Hoje, as sementes transgênicas são parte do comércio mundial de alimentos e
suas tecnologias e insumos. Nesta semana a Argentina apresentou ao mundo com
orgulho o patenteamento de uma nova semente transgênica capaz de “poupar” água
na produção de trigo, milho e soja em nível mundial.
As
coisas vão mal porque deixaram as decisões mais importantes sobre a vida e
sobre o planeta nas mãos das corporações e de governos poderosos e
desenvolvimentistas que, baseados no princípio de que tudo se compra, se paga,
se vende ou se repara pagando, levaram até os limites a impossibilidade de
construir uma sociedade solidária, protetora do meio ambiente e, sobretudo,
respeitosa de um bem sagrado para a vida como é a água.
O
Fórum Mundial da Água se negou sistematicamente a apoiar em suas declarações o
Direito Humano à Água e ao Saneamento.

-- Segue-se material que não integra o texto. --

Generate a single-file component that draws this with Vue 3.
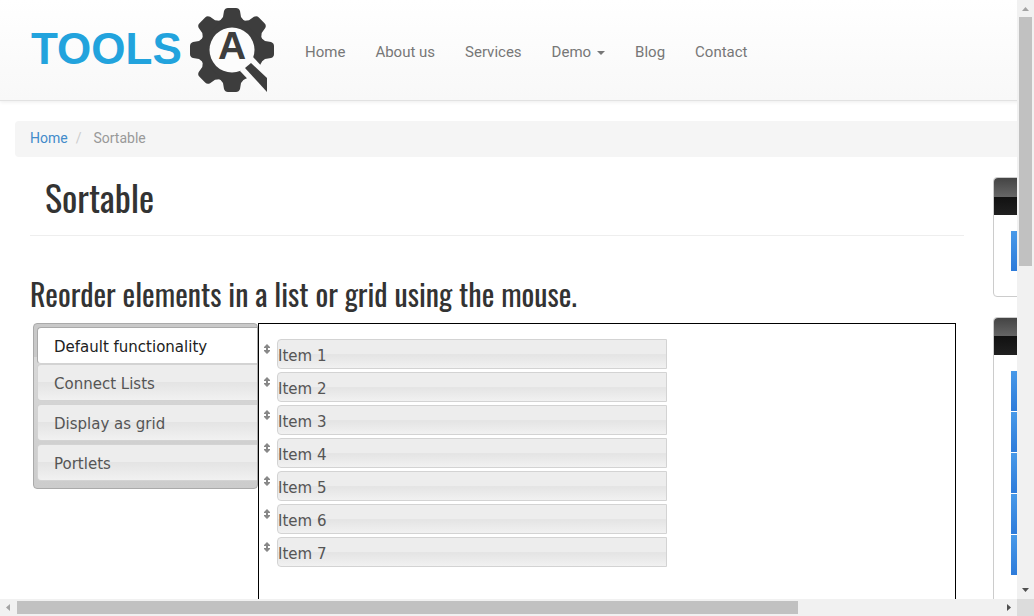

No Fórum Mundial da Água do México, em
2006, foram apenas quatro os países que assinaram uma declaração minoritária
exigindo o direito humano à água, entre eles Uruguai e Bolívia. No entanto, nas
Nações Unidas, há dois anos não houve nem um só voto contra a Resolução 64/292
declarando o Direito Humano à Água e ao Saneamento. Os países que se opunham a
ela só puderam se abster de votar, mas não explicitar sua negativa a um
evidente consenso gerado pelos povos e pelos países que sabem que esse é um
direito inalienável para a humanidade.
Como
é possível que, sistematicamente, o FMA se negue a reconhecer esse direito e
que, na ONU, ele tenha sido aprovado sem oposição há dois anos?
Sendo
que são os mesmos países que fazem parte das declarações ministeriais, por um
lado, e das resoluções e conferências, por outro. Por que é que agora que
ocorreu esse passo tão importante na ONU, o FMA não avança, mas, ao contrário,
busca retroceder e diminuir as possibilidades de implementação do direito
humano à água, favorecendo os processos de privatização? Mais do que isso,
agora o FMA está decididamente disposto a incluir a água em “todas as suas
dimensões econômicas, sociais e ambientais em um marco de governança,
financiamento e cooperação”...como afirma sua declaração emitida ontem, apesar
do protesto de alguns países.
Enquanto
isso, milhares, senão milhões de experiências e iniciativas de gestão social e
solidária, experiências exitosas de gestão pública, são implementadas com base
no conceito de que água é um bem comum, um bem não mercantil para a vida.
As
políticas e visões promovidas pelo Fórum Mundial da Água não estão à
altura
dos desafios colocados diante do planeta e da humanidade. Pelo contrário, estão
condenando a gestão da água a seu manejo pelos poderes corporativos incapazes
de priorizar a vida, preocupados mais em extrair lucros de qualquer parte, por
sistemas financeiros, especulativos e sistemas de litígios corporativos
cobiçados nas instituições financeiras internacionais.
Considerando
o extremo esgotamento dos recursos e o desequilíbrio ecológico produzido no
planeta é indispensável que a governabilidade da água fique fora das mãos do
Conselho Mundial da Água e seja construída a partir de consensos dos cidadãos,
dos povos e do interesse público. É por isso que os movimentos sociais reunidos
em Marselha estão propondo que a ONU convoque um Fórum Global da Água que
possibilite escutar as vozes das pessoas para pensar a água como um bem para a
vida. As organizações sociais estão pedindo que sejam reforçados os sistemas
locais e que se contribua para um exercício de vigilância social para assegurar
que seu manejo seja social, democrático e solidário.
Diz-se,
não sem razão que “milhares viveram sem amor, mas ninguém viveu sem água”
(Auden). Nós acrescentamos, a partir deste Fórum, “sem amor, empatia e
solidariedade, será impossível assegurar que a água chegue limpa e pura para
todos”.
(*)
psicóloga social, escritora e ativista pela água, cultura e contra o racismo.
Escrito para o Fórum Alternativo Mundial da Água, Marselha, 2012.